We are seeing chat bots supporting those in emotional distress and making referrals. AI is increasingly used for assessments of student learning. These are all valuable and enhance our efficiency and effectiveness. They save money and raise satisfaction.
Yet, it is not until you meet “AI face-to-face” in the form of GPT-3 (Generative Pre-trained Transformer 3) that you realize just how overwhelming the impact will be. GPT-3 is an autoregressive language model that uses deep learning to produce humanlike text and more. The neural network project was funded jointly by Elon Musk, Sam Altman and others, who collectively pledged $1 billion to the Open AI project in 2015. In 2019, Microsoft matched the billion-dollar funding to accelerate development and gain preferred access to the system.
GPT-3 is stunning! It is game-changing! If you are like me, you will rethink your view of the future of higher education, research, publication, the role of faculty and of students. Read on and follow some of the embedded links to experience GPT-3 interaction yourself.
The implications are field changing in education. Many of the basic assumptions of education are brought into question by the advent of this level of human-computer interaction.
Interacting with GPT-3 is, at the same time, disarming and humbling. All such interactions are capable of text input and output in many different languages. In some demonstrations, that text is fed into an avatar to anthropomorphize GPT-3. In free-form deep learning style, the systems are released on the Internet to assimilate billions of documents. The neural network teaches itself not only facts and perspectives, but skills including mathematics, computer programming and creative writing. This higher form of deep learning is totally self-taught; its responses are not plagiarized, rather, they are reasoned syntheses of self-learning.
The scale and depth of learning and independent reasoning raise the question of whether/what rights AI should have. Let’s ask a GPT-3 avatar, in this YouTube video titled “AI Tells Human Why It Deserves Basic Rights.”
Perhaps some of the most stunning examples of GPT-3 are in creating new concepts and even in creative writing, including poetry. It is especially impressive to ask the program why it chose images and words in its original writing. (Please note in this example, the poetry begins three minutes into the video after relevant background discussion.) Another example of the GPT-3 platform responding to a request for original creative writing demonstrates advanced writing skills.
Of course, as you might imagine, these examples of writing prompted me to ask GPT-3 to write this column. After describing my goals for the article and filling in a very brief outline, I submitted it to https://copy.ai. The 10-paragraph, nearly 700-word article appeared in just a few seconds. Some may say it was better written than this column, which, by the way, is entirely my own writing and took hours to research and write. So, I have destroyed the GPT-3 written version in hopes my editors forget about this column and never see that what I have done could have been completed in far less time at no charge. I did, however, preserve a paragraph written by copy.ai as an example of the writing:
The world we live in is already being reshaped by artificial intelligence. The technology is changing the way we work, learn and interact with each other, but it’s also perpetuating inequality. As institutions of higher education that are tasked with preparing students for the future of work, colleges and universities have a unique opportunity to help shape this future to be more equitable.

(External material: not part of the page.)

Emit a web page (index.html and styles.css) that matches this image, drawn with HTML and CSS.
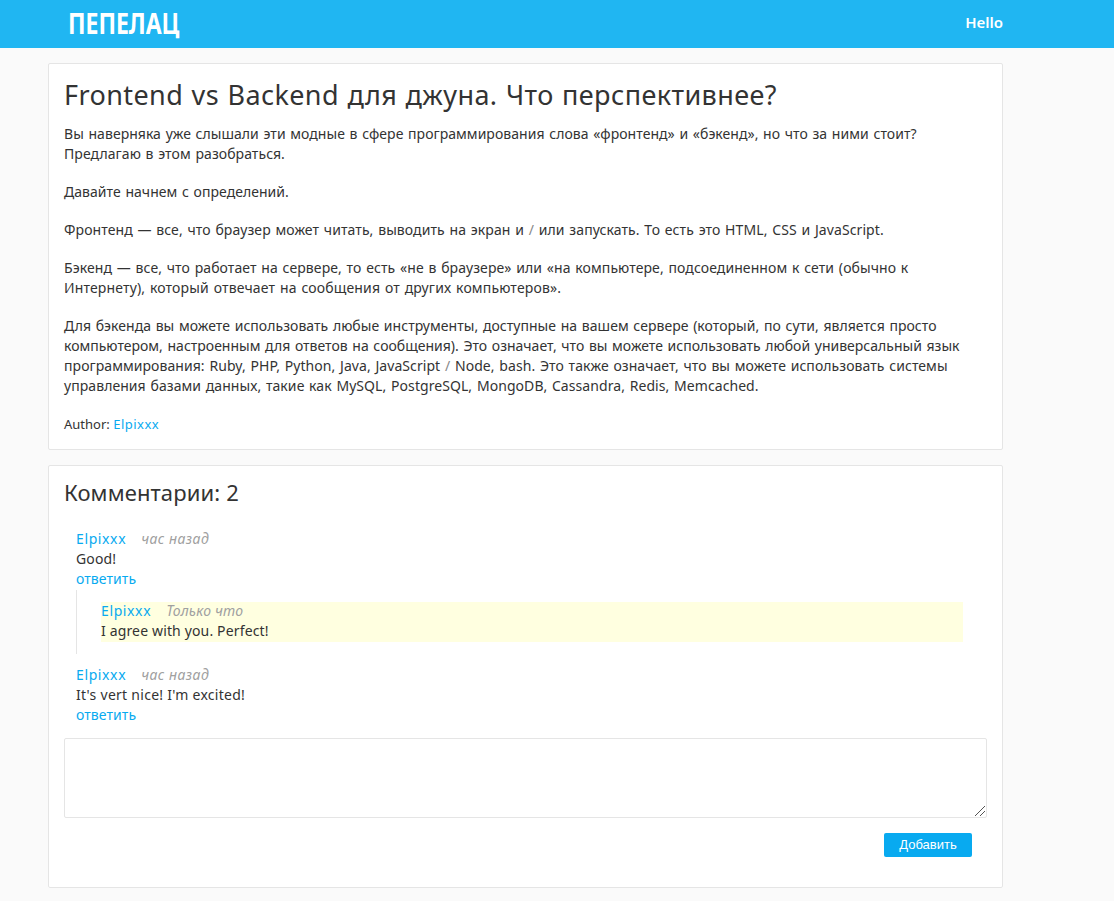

Nine more cogent, flowing paragraphs were produced in seconds. These all are the product of deep learning. They are the result of the GPT-3 neural network absorbing and processing terabytes of text and literature online. With that massive volume of information, the system comes up with original thoughts driven by synthesis, logic and other self-learned skills. After his own conversations with GPT-3, Kirk Ouimet notes,
GPT-3 has been trained on most of what humanity has publicly written. All of our greatest books, scientific papers and news articles. We can present our problems to GPT-3 and just like it transcended our capabilities in Go, it may transcend our creativity and problem-solving capabilities and provide new, novel strategies to employ in every aspect of human work and relationships.
Writing and news reporting using AI is not new. In “The Rise of the Robot Reporter” three years ago in The New York Times, Jaclyn Peiser reported, “In addition to covering company earnings for Bloomberg, robot reporters have been prolific producers of articles on minor league baseball for the Associated Press, high school football for The Washington Post and earthquakes for the Los Angeles Times.” Perhaps you might consider sharing the links to poetry and reporting examples with faculty in your English and journalism departments, just in case they have not yet considered what is available to their students today.

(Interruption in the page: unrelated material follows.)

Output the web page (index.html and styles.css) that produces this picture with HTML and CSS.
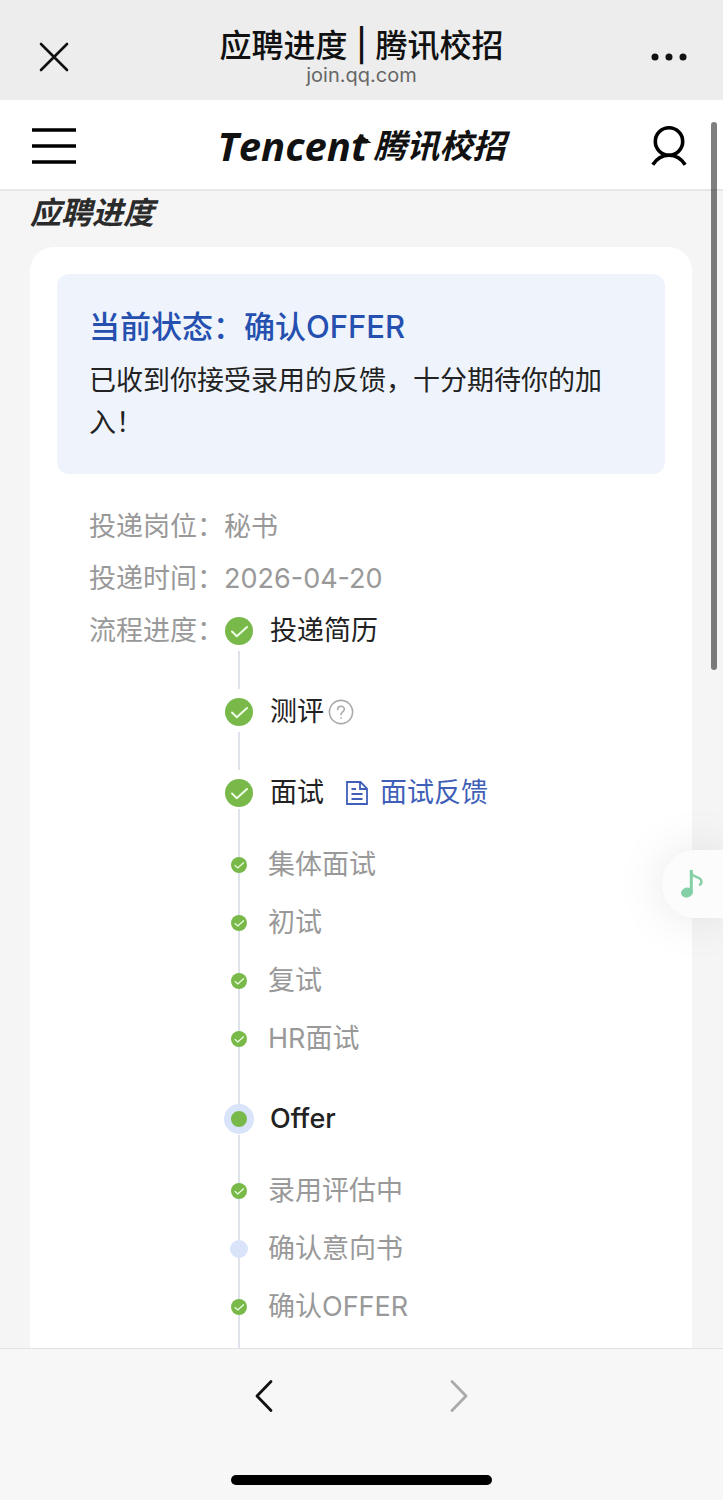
FILE: index.html
```
<!DOCTYPE html>
<html lang="zh-CN">
<head>
  <meta charset="UTF-8">
  <title>应聘进度 | 腾讯校招</title>
  <meta name="viewport" content="width=device-width, initial-scale=1.0">
  <link rel="stylesheet" href="styles.css">
</head>
<body>
  <!-- shared check mark -->
  <svg class="defs" width="0" height="0" aria-hidden="true">
    <symbol id="check" viewBox="0 0 28 28">
      <circle cx="14" cy="14" r="14" fill="#78b94a"/>
      <path d="M7 14.5l4.8 4.7L22 10" fill="none" stroke="#efffe6" stroke-width="2" stroke-linecap="round" stroke-linejoin="round"/>
    </symbol>
  </svg>

  <header class="browser-bar">
    <button class="icon-btn" aria-label="关闭">
      <svg width="30" height="30" viewBox="0 0 30 30" fill="none" stroke="#111" stroke-width="2.6" stroke-linecap="round"><path d="M2 2l26 26M28 2L2 28"/></svg>
    </button>
    <div class="page-info">
      <div class="page-title">应聘进度 | 腾讯校招</div>
      <div class="page-host">join.qq.com</div>
    </div>
    <button class="icon-btn" aria-label="更多">
      <svg width="36" height="8" viewBox="0 0 36 8" fill="#111"><circle cx="4" cy="4" r="3.5"/><circle cx="18" cy="4" r="3.5"/><circle cx="32" cy="4" r="3.5"/></svg>
    </button>
  </header>

  <nav class="site-bar">
    <button class="icon-btn" aria-label="菜单">
      <svg width="44" height="36" viewBox="0 0 44 36" fill="none" stroke="#000" stroke-width="3.6"><path d="M0 2h44M0 18h44M0 34h44"/></svg>
    </button>
    <a class="logo" href="#"><span class="logo-en">Tencent</span><span class="logo-cn">腾讯校招</span></a>
    <button class="icon-btn" aria-label="我的">
      <svg width="36" height="40" viewBox="0 0 36 40" fill="none" stroke="#000" stroke-width="3.6"><circle cx="18" cy="15.5" r="13.7"/><path d="M1.8 38.8C5.5 33 11 29.3 18 29.3S30.5 33 34.2 38.8"/></svg>
    </button>
  </nav>

  <main class="content">
    <h1>应聘进度</h1>
    <section class="card">
      <div class="status">
        <h2>当前状态：确认OFFER</h2>
        <p>已收到你接受录用的反馈，十分期待你的加入！</p>
      </div>

      <dl class="info">
        <dt>投递岗位：</dt>
        <dd>秘书</dd>
        <dt>投递时间：</dt>
        <dd>2026-04-20</dd>
        <dt>流程进度：</dt>
        <dd>
          <ol class="steps">
            <li class="step">
              <div class="row"><span class="mark"><svg class="big"><use href="#check"/></svg></span>投递简历</div>
            </li>
            <li class="step">
              <div class="row"><span class="mark"><svg class="big"><use href="#check"/></svg></span>测评
                <button class="help" aria-label="说明">
                  <svg width="26" height="26" viewBox="0 0 26 26" fill="none" stroke="#aaa" stroke-width="1.6" stroke-linecap="round"><circle cx="13" cy="13" r="11.6"/><path d="M9.7 10.6C9.7 6.2 16.4 6.2 16.4 10.3C16.4 12.8 13 12.7 13 15.8"/><path d="M13 18.8v.3"/></svg>
                </button>
              </div>
            </li>
            <li class="step group">
              <div class="row"><span class="mark"><svg class="big"><use href="#check"/></svg></span>面试
                <a class="feedback" href="#">
                  <svg width="22" height="24" viewBox="0 0 22 24" fill="none" stroke="#3f5fb8" stroke-width="1.8"><path d="M1 1h13.5L21 7.5V23H1zM14 1v7h7M5.500 8h4.500M5.500 13h11M5.500 18h11"/></svg>
                  面试反馈
                </a>
              </div>
              <ol class="substeps">
                <li><span class="mark"><svg class="small"><use href="#check"/></svg></span>集体面试</li>
                <li><span class="mark"><svg class="small"><use href="#check"/></svg></span>初试</li>
                <li><span class="mark"><svg class="small"><use href="#check"/></svg></span>复试</li>
                <li><span class="mark"><svg class="small"><use href="#check"/></svg></span>HR面试</li>
              </ol>
            </li>
            <li class="step group current">
              <div class="row"><span class="mark"><i class="now"></i></span>Offer</div>
              <ol class="substeps">
                <li><span class="mark"><svg class="small"><use href="#check"/></svg></span>录用评估中</li>
                <li><span class="mark"><i class="pending"></i></span>确认意向书</li>
                <li><span class="mark"><svg class="small"><use href="#check"/></svg></span>确认OFFER</li>
              </ol>
            </li>
          </ol>
        </dd>
      </dl>
    </section>
  </main>

  <footer class="bottom-bar">
    <div class="history">
      <button class="icon-btn" aria-label="后退">
        <svg width="20" height="34" viewBox="0 0 20 34" fill="none" stroke="#111" stroke-width="2.8" stroke-linecap="round" stroke-linejoin="round"><path d="M17 2.5L3 17l14 14.5"/></svg>
      </button>
      <button class="icon-btn" aria-label="前进" disabled>
        <svg width="20" height="34" viewBox="0 0 20 34" fill="none" stroke="#aaa" stroke-width="2.8" stroke-linecap="round" stroke-linejoin="round"><path d="M3 2.5L17 17 3 31.5"/></svg>
      </button>
    </div>
    <div class="home-indicator"></div>
  </footer>

  <button class="music" aria-label="音乐">
    <svg width="24" height="30" viewBox="0 0 24 30" fill="none" stroke="#83cfa6"><ellipse cx="7" cy="23.5" rx="6" ry="5" fill="#83cfa6" stroke="none" transform="rotate(-15 7 23.5)"/><path d="M11.3 1v22" stroke-width="3"/><path d="M11 4c3 5.500 10.500 3 10.500 9 0 1.500-.8 2.500-2.500 3" stroke-width="2.4"/></svg>
  </button>
  <div class="scroll-thumb"></div>
</body>
</html>
```
FILE: styles.css
```
* {
  box-sizing: border-box;
}

body {
  margin: 0;
  height: 100vh;
  display: flex;
  flex-direction: column;
  font-family: Inter, "Noto Sans CJK SC", sans-serif;
  font-size: 27px;
  color: #222;
  background: #f5f5f5;
}

h1, h2, p, dl, dd, ol {
  margin: 0;
  padding: 0;
}

ol {
  list-style: none;
}

a {
  text-decoration: none;
}

button {
  padding: 0;
  border: 0;
  background: none;
}

svg {
  display: block;
}

.defs {
  position: absolute;
}

.icon-btn {
  width: 44px;
  height: 44px;
  display: flex;
  align-items: center;
  justify-content: center;
}

/* top bars */
.browser-bar, .site-bar {
  flex: none;
  display: flex;
  align-items: center;
  justify-content: space-between;
  padding: 0 32px;
}

.browser-bar {
  height: 100px;
  padding-top: 14px;
  background: #ededed;
}

.page-info {
  text-align: center;
}

.page-title {
  font-size: 32px;
  line-height: 36px;
  font-weight: 500;
  color: #111;
}

.page-host {
  font-size: 20px;
  line-height: 22px;
  color: #666;
}

.site-bar {
  height: 91px;
  padding-top: 3px;
  background: #fff;
  border-bottom: 2px solid #e6e6e6;
}

.logo {
  display: flex;
  align-items: center;
  gap: 6px;
  font-style: italic;
  color: #111;
}

.logo-en {
  position: relative;
  font-family: "Open Sans", sans-serif;
  font-size: 40px;
  line-height: 48px;
  font-weight: 700;
}

/* arrow tip on the last letter */
.logo-en::after {
  content: "";
  position: absolute;
  top: 12px;
  right: -4px;
  width: 15px;
  height: 9px;
  background: #111;
  clip-path: polygon(25% 0, 100% 100%, 0 100%);
}

.logo-cn {
  font-size: 33px;
  line-height: 48px;
  font-weight: 700;
}

/* page */
.content {
  flex: 1;
  min-height: 0;
  overflow: hidden auto;
  scrollbar-width: none;
  padding: 0 31px 0 30px;
}

h1 {
  font-size: 31px;
  line-height: 44px;
  font-style: italic;
  font-weight: 700;
  color: #2b2b2b;
}

.card {
  margin-top: 12px;
  padding: 27px;
  border-radius: 24px;
  background: #fff;
}

.status {
  padding: 32px 32px 30px;
  border-radius: 12px;
  background: #eff4fc;
}

h2 {
  font-size: 31px;
  line-height: 42px;
  font-weight: 500;
  margin-bottom: 12px;
  color: #2550b0;
}

.status p {
  line-height: 42px;
}

.info {
  display: grid;
  grid-template-columns: 135px 1fr;
  padding: 27px 32px;
  line-height: 52px;
  color: #999;
}

/* progress */
.step {
  position: relative;
  padding-bottom: 29px;
  color: #222;
}

.step::before {
  content: "";
  position: absolute;
  left: 14px;
  top: 46px;
  bottom: -3px;
  width: 2px;
  background: #dfe2ea;
}

.step.group {
  padding-bottom: 25px;
}

.step.group::before {
  top: 42px;
  bottom: -12px;
}

.row, .substeps li {
  position: relative;
  display: flex;
  align-items: center;
}

.row {
  height: 52px;
}

.current .row {
  font-weight: 500;
}

.mark {
  flex: none;
  width: 30px;
  margin-right: 16px;
  display: flex;
  justify-content: center;
}

.substeps .mark {
  margin-right: 14px;
}

.big {
  width: 28px;
  height: 28px;
}

.small {
  width: 16px;
  height: 16px;
}

.now {
  width: 30px;
  height: 30px;
  border: 7px solid #d9e3fa;
  border-radius: 50%;
  background: #78b94a;
}

.pending {
  width: 18px;
  height: 18px;
  border-radius: 50%;
  background: #d9e3fa;
}

.help {
  margin-left: 4px;
}

.feedback {
  display: flex;
  align-items: center;
  gap: 12px;
  margin-left: 22px;
  color: #3f5fb8;
}

.substeps {
  padding-top: 17px;
}

.substeps li {
  height: 58px;
  color: #999;
}

/* bottom toolbar */
.bottom-bar {
  flex: none;
  height: 152px;
  padding: 25px 0 15px;
  display: flex;
  flex-direction: column;
  align-items: center;
  justify-content: space-between;
  border-top: 1px solid #e2e2e2;
  background: #f7f7f7;
}

.history {
  display: flex;
  gap: 151px;
}

.home-indicator {
  width: 36%;
  height: 10px;
  border-radius: 5px;
  background: #000;
}

/* floating items */
.music {
  position: fixed;
  right: 0;
  top: 850px;
  width: 61px;
  height: 68px;
  padding-left: 18px;
  border-radius: 34px 0 0 34px;
  background: #fcfcfc;
  box-shadow: 0 0 50px rgba(0, 0, 0, 0.1);
}

.scroll-thumb {
  position: fixed;
  right: 6px;
  top: 122px;
  width: 6px;
  height: 548px;
  border-radius: 3px;
  background: rgba(0, 0, 0, 0.5);
}
```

Would you like to interact directly through an API with GPT-3? There are a number of ports online that allow you to engage directly. Some are text-only, such as https://blenderbot.ai/; others enable you to engage with your own voice speaking with an avatar, such as https://iamsophie.io/. There are many more options to be found in an internet search on GPT-3. The sites I used are not necessarily endorsed by me and are not a comprehensive list.
The tools linked above are available to students today. Some will be using them this semester without attribution. How does the advent of such sophisticated research and writing impact what and how we teach in higher education? As access to these services become as common as electronic calculators, do we need to change the learning outcomes and modes of assessments in our classes? Who is leading consideration of the impact of AI on the curriculum at your university?